A 60% fake trade ratio means that over half of the trades are driven by token rewards rather than genuine prediction demand. This distortion can mislead outsiders—including potential institutional users—about liquidity depth and organic participation. However, CertiK emphasizes that a more critical issue is whether these noisy probability signals remain useful. While fake trades inflate volume metrics, they have not yet compromised price accuracy, and probability outputs remain reliable for predictions.

If there is a single tail risk that runs through the entire industry’s growth, it is settlement—the step of converting probabilities into cash. CertiK describes oracle manipulation as a primary attack vector, since market resolution mechanisms directly control fund distribution. The report also notes that ambiguous market definitions have led to disputes on all major platforms in 2025, especially when political or controversial official results create gray areas.

It depicts the main resolution models used by mainstream platforms. Polymarket employs UMA’s optimistic oracle, which automatically resolves unless challenged within a window, with disputes escalating to UMA token holder voting. Kalshi uses centralized arbitration, with human arbitrators resolving disputes based on authoritative sources.

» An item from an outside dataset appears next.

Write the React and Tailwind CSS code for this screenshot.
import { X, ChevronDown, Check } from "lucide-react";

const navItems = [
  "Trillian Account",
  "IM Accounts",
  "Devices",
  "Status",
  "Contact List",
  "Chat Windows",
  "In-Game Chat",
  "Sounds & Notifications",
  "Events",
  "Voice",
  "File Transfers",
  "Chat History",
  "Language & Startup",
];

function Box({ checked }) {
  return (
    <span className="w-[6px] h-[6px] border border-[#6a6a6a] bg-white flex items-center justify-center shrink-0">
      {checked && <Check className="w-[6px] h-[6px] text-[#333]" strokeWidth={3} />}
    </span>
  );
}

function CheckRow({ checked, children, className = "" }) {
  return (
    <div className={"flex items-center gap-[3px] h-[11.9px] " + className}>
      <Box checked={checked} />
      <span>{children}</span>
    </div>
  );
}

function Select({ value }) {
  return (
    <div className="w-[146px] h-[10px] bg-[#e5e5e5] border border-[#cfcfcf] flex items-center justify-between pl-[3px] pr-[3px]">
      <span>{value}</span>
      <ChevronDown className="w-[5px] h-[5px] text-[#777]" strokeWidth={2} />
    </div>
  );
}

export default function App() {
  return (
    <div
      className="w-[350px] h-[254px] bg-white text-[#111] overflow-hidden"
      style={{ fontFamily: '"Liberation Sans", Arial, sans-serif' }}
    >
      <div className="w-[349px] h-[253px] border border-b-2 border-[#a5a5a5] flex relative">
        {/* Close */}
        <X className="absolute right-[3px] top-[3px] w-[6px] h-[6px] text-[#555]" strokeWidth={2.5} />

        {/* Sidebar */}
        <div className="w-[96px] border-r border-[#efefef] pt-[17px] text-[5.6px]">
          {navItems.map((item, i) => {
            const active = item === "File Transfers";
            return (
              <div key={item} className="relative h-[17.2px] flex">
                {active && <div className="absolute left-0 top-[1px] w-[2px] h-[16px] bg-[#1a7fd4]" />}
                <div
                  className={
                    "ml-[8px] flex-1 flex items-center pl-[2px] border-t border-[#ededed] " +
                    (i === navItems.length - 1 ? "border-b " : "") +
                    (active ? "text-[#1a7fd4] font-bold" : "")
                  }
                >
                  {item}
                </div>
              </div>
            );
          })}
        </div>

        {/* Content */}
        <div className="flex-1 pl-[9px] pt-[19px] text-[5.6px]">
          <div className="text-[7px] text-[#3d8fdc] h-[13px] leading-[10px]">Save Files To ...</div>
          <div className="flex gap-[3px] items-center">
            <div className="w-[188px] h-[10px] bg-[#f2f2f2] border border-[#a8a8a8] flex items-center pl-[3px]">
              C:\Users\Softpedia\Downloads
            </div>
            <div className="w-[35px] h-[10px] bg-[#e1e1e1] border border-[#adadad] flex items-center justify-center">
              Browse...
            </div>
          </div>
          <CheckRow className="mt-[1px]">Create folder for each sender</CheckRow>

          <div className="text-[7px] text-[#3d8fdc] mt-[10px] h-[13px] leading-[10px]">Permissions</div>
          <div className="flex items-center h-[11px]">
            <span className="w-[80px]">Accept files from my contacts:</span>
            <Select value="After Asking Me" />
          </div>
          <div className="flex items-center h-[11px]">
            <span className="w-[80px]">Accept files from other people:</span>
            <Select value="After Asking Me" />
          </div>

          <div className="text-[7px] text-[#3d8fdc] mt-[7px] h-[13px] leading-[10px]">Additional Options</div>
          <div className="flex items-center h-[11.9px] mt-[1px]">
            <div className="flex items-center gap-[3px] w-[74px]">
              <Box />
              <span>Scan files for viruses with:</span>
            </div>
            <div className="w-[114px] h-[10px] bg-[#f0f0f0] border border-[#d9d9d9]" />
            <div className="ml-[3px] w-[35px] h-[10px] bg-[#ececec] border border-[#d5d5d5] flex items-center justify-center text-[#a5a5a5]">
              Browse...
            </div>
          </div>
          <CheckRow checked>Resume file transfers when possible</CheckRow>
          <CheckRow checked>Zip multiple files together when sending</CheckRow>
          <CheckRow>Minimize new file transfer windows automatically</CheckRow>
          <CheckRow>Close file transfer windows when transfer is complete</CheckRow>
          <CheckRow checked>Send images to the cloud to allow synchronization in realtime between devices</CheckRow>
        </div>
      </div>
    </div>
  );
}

Opinion relies on consensus oracles, where designated parties must agree on the outcome.

Comparison of Three Oracle Models and Their Risks

Optimistic Oracle (Polymarket): Fast resolution but large traders can manipulate votes during disputes

Centralized Arbitration (Kalshi): Predictable but requires full trust in platform operators’ fairness

Consensus Oracle (Opinion): Decentralized authority but depends on incentivized, honest designated resolvers

As prediction market scale expands, these trade-offs become harder to ignore. If these were merely niche crypto phenomena, occasional disputes might be tolerable. But once market probabilities appear in mainstream media or are used by institutions for risk decisions, governance crises could emerge.

From a technical perspective, ideal prediction markets would be fully decentralized end-to-end: decentralized identity, decentralized trade execution, and decentralized oracle resolution. Currently, all major platforms compromise decentralization at some point to improve user experience or meet compliance. Whether these compromises will hinder mainstream adoption remains to be seen.